Starting Interval Selection

Let $A_j(t) = \{x_j: x_j \leq t \}$ for the one-sided cases, or $A_j = \{ x_j: \vert x_j\vert \leq t \}$ for the two-sided cases. We let

$$S_1(t) = \sum_{j=1}^m Prob(A_j^c(t)),$$

where $A_j^c(t)$ is the compliment of the set $A_j(t)$. The Bonferroni bound for $P(t)$ (see Hsu, 1996) is

$$L'(t) = 1-S_1(t) \leq P(t).$$

A simple upper bound for $P(t)$ is

$$P(t) \leq 1- \min_j Prob(A_j^c(t)) = U'(t).$$

Both of these bounds require only 1-dimensional distribution values. If $t'_a$ and $t'_b$ are determined by solving $U'(t) = 1-\alpha$ and $L'(t) = 1-\alpha$, respectively, then $t_\alpha \in [t'_a,t'_b]$. This bounding interval for $t_\alpha$ can be found directly using the appropriate 1-dimensional inverse distribution function.

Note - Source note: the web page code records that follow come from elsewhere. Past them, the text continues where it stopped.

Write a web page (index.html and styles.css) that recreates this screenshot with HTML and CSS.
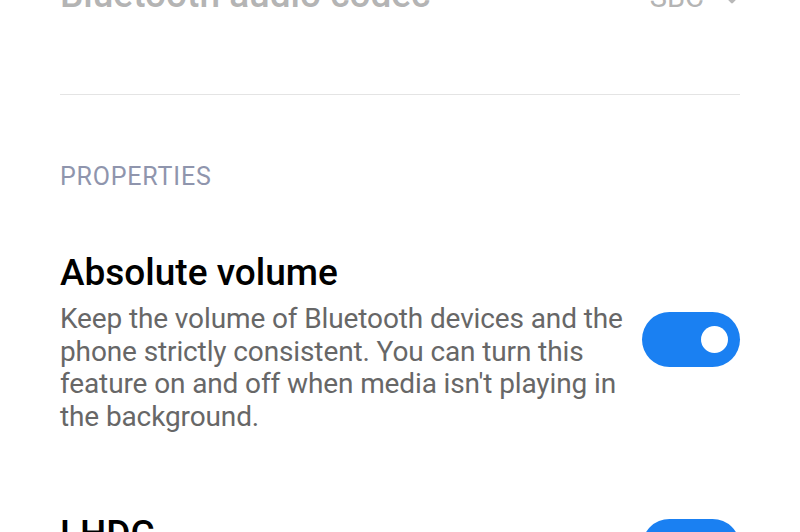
FILE: index.html
```html
<!DOCTYPE html>
<html>
<head>
<meta charset="utf-8">
<link rel="stylesheet" href="styles.css">
</head>
<body>
<div class="screen">
  <div class="row codec">
    <span class="codec-title">Bluetooth audio codec</span>
    <span class="codec-value">SBC<svg class="chev" width="14" height="12" viewBox="0 0 14 12"><path d="M2 3 L7 8 L12 3" fill="none" stroke="#b8b8b8" stroke-width="2.6" stroke-linecap="round" stroke-linejoin="round"/></svg></span>
  </div>
  <div class="divider"></div>
  <div class="section">PROPERTIES</div>
  <div class="row item">
    <div class="text">
      <div class="title">Absolute volume</div>
      <div class="desc">Keep the volume of Bluetooth devices and the phone strictly consistent. You can turn this feature on and off when media isn't playing in the background.</div>
    </div>
    <div class="toggle on"><span class="knob"></span></div>
  </div>
  <div class="row item lhdc">
    <div class="text">
      <div class="title">LHDC</div>
    </div>
    <div class="toggle on"><span class="knob"></span></div>
  </div>
</div>
</body>
</html>
```
FILE: styles.css
```css
html, body {
  margin: 0;
  padding: 0;
  background: #ffffff;
  overflow: hidden;
}
body {
  font-family: Roboto, "Noto Sans", sans-serif;
  width: 800px;
  height: 532px;
}
.screen {
  padding: 0 60px;
  margin-top: -25px;
}
.row {
  display: flex;
  align-items: center;
  justify-content: space-between;
}
.codec {
  height: 40px;
  align-items: baseline;
}
.codec-title {
  font-size: 37px;
  line-height: 40px;
  font-weight: 500;
  color: #b4b4b4;
}
.codec-value {
  font-size: 29px;
  line-height: 40px;
  color: #b4b4b4;
  margin-right: 1px;
}
.chev {
  margin-left: 21px;
  vertical-align: 1px;
}
.divider {
  margin-top: 79px;
  height: 1px;
  background: #e4e4e4;
}
.section {
  margin-top: 68px;
  font-size: 25px;
  line-height: 28px;
  letter-spacing: 0.8px;
  color: #8f95ad;
}
.item {
  margin-top: 62px;
  gap: 2px;
}
.item + .item {
  margin-top: 61px;
}
.text {
  flex: 1;
}
.title {
  font-size: 37px;
  line-height: 40px;
  font-weight: 500;
  color: #000000;
}
.desc {
  margin-top: 10px;
  font-size: 28px;
  line-height: 32.7px;
  letter-spacing: -0.12px;
  color: #676767;
}
.toggle {
  width: 98px;
  height: 55px;
  border-radius: 28px;
  background: #1a80f2;
  flex: none;
  display: flex;
  align-items: center;
  justify-content: flex-end;
  padding-right: 12px;
  box-sizing: border-box;
  margin-bottom: 8px;
}
.lhdc .toggle {
  align-self: flex-start;
  margin-top: 24px;
  margin-bottom: 0;
}
.knob {
  width: 27px;
  height: 27px;
  border-radius: 50%;
  background: #ffffff;
}
```
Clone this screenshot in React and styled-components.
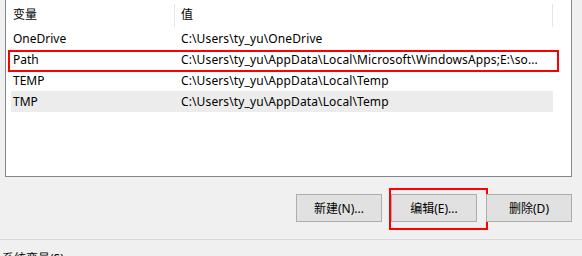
import React from 'react';
import styled, { createGlobalStyle } from 'styled-components';

const GlobalStyle = createGlobalStyle`
  html, body {
    margin: 0;
    padding: 0;
    background: #f0f0f0;
    overflow: hidden;
  }
  body {
    font-family: "Noto Sans", "Noto Sans CJK SC", sans-serif;
    font-size: 12px;
    color: #000;
  }
`;

// user variables, the visible part of the list
const vars = [
  { name: 'OneDrive', value: 'C:\\Users\\ty_yu\\OneDrive' },
  { name: 'Path', value: 'C:\\Users\\ty_yu\\AppData\\Local\\Microsoft\\WindowsApps;E:\\so...', marked: true },
  { name: 'TEMP', value: 'C:\\Users\\ty_yu\\AppData\\Local\\Temp' },
  { name: 'TMP', value: 'C:\\Users\\ty_yu\\AppData\\Local\\Temp', selected: true },
];

const Page = styled.div`
  width: 582px;
  height: 256px;
  display: flex;
  flex-direction: column;
`;

const ListBox = styled.div`
  flex: none;
  margin-left: 5px;
  width: 567px;
  height: 177px;
  box-sizing: border-box;
  background: #fff;
  border: 1px solid #828790;
  border-top: none;
  padding-left: 5px;
`;

const HeaderRow = styled.div`
  display: flex;
  align-items: flex-start;
  height: 28px;
  padding-top: 4px;
  box-sizing: border-box;
`;

const HeaderCell = styled.div`
  width: ${p => p.w}px;
  height: 23px;
  display: flex;
  align-items: center;
  padding-left: ${p => p.pad}px;
  padding-bottom: 2px;
  box-sizing: border-box;
  border-right: 1px solid #e5e5e5;
  line-height: 1;
`;

const Row = styled.div`
  position: relative;
  display: flex;
  align-items: center;
  width: 542px;
  height: 21px;
  background: ${p => (p.selected ? '#ececec' : 'transparent')};
`;

const Cell = styled.div`
  width: ${p => p.w}px;
  padding-left: ${p => p.pad}px;
  padding-bottom: 1px;
  box-sizing: border-box;
  white-space: nowrap;
  overflow: hidden;
  letter-spacing: ${p => p.ls || 0}px;
`;

// hand drawn red annotation boxes
const Mark = styled.div`
  position: absolute;
  top: ${p => p.t}px;
  right: ${p => p.r}px;
  bottom: ${p => p.b}px;
  left: ${p => p.l}px;
  border: 2px solid #f00;
  pointer-events: none;
`;

const ButtonBar = styled.div`
  flex: none;
  display: flex;
  justify-content: flex-end;
  gap: 9px;
  padding: 17px 10px 0 0;
  height: 62px;
  box-sizing: border-box;
`;

const Button = styled.div`
  position: relative;
  width: 86px;
  height: 28px;
  box-sizing: border-box;
  background: #e1e1e1;
  border: 1px solid #adadad;
  display: flex;
  align-items: center;
  justify-content: center;
`;

const Divider = styled.div`
  flex: none;
  height: 1px;
  background: #d9d9d9;
`;

const SectionLabel = styled.div`
  padding: 11px 0 0 2px;
  line-height: 16px;
`;

export default function App() {
  return (
    <>
      <GlobalStyle />
      <Page>
        <ListBox>
          <HeaderRow>
            <HeaderCell w={164} pad={2}>变量</HeaderCell>
            <HeaderCell w={378} pad={6}>值</HeaderCell>
          </HeaderRow>
          {vars.map(v => (
            <Row key={v.name} selected={v.selected}>
              <Cell w={164} pad={2}>{v.name}</Cell>
              <Cell w={378} pad={6} ls={0.12}>{v.value}</Cell>
              {v.marked && <Mark t={1} r={-6} b={-2} l={-3} />}
            </Row>
          ))}
        </ListBox>
        <ButtonBar>
          <Button>新建(N)...</Button>
          <Button>
            编辑(E)...
            <Mark t={-7} r={-12} b={-9} l={-3} />
          </Button>
          <Button>删除(D)</Button>
        </ButtonBar>
        <Divider />
        <SectionLabel>系统变量(S)</SectionLabel>
      </Page>
    </>
  );
}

For example, with the two-sided case,

$$[t'_a,t'_b]= [t_\nu^{-1}(1-\frac{\alpha}{2}),t_\nu^{-1}(1-\frac{\alpha}{2m})],$$

where $t_\nu(u) = \frac{\Gamma(\frac{\nu+1}{2})}{\Gamma(\frac{\nu}{2})\sqrt{\nu\pi}} \int_{-\infty}^u (1+\frac{s^2}{\nu})^{-\frac{\nu+1}{2}}ds$. Shorter intervals can be found using bivariate distribution values (Dunnett and Sobel, 1954) if a modified Bonferroni bound (Dawson and Sankoff, 1967) is combined with the Hunter-Worsley bound. These bounds are described in the book by Hsu (1966, Appendix A). If we define $S_2(t)$ by

$$S_2(t) = \sum_{j<i} Prob(A_j^c(t)\cap A_i^c(t)),$$

then the modified Bonferroni bounds and Hunter-Worsley guarantee that

$$\begin{eqnarray*} L(t) &=& 1 - S_1(t) + \sum_{(i,j)\in T^*} Prob(A_j^c(t)\cap A_i^c(t))\\ \leq& P(t)& \leq 1-2\frac{S_1(t)-S_2(t)/k}{k+1} = U(t). \end{eqnarray*}$$

where $k = 1 + \lfloor 2S_2(t)/S_1(t)\rfloor$ and $T^*$ is maximal spanning tree for complete graph of order $m$ with edge weights $Prob(A_j^c(t)\cap A_i^c(t))$. If $U(t_a) = 1-\alpha$ and $L(t_b) = 1-\alpha$ then $t'_a \leq t_a \leq t_\alpha \leq t_b \leq t'_b$. Starting with $[t'_a, t'_b]$, we can use numerical optimization, applied to $L(t)$, to determine $t_b$, then use numerical optimization, applied to $U(t)$ starting with $[t'_a, t_b]$, to determine $t_a$.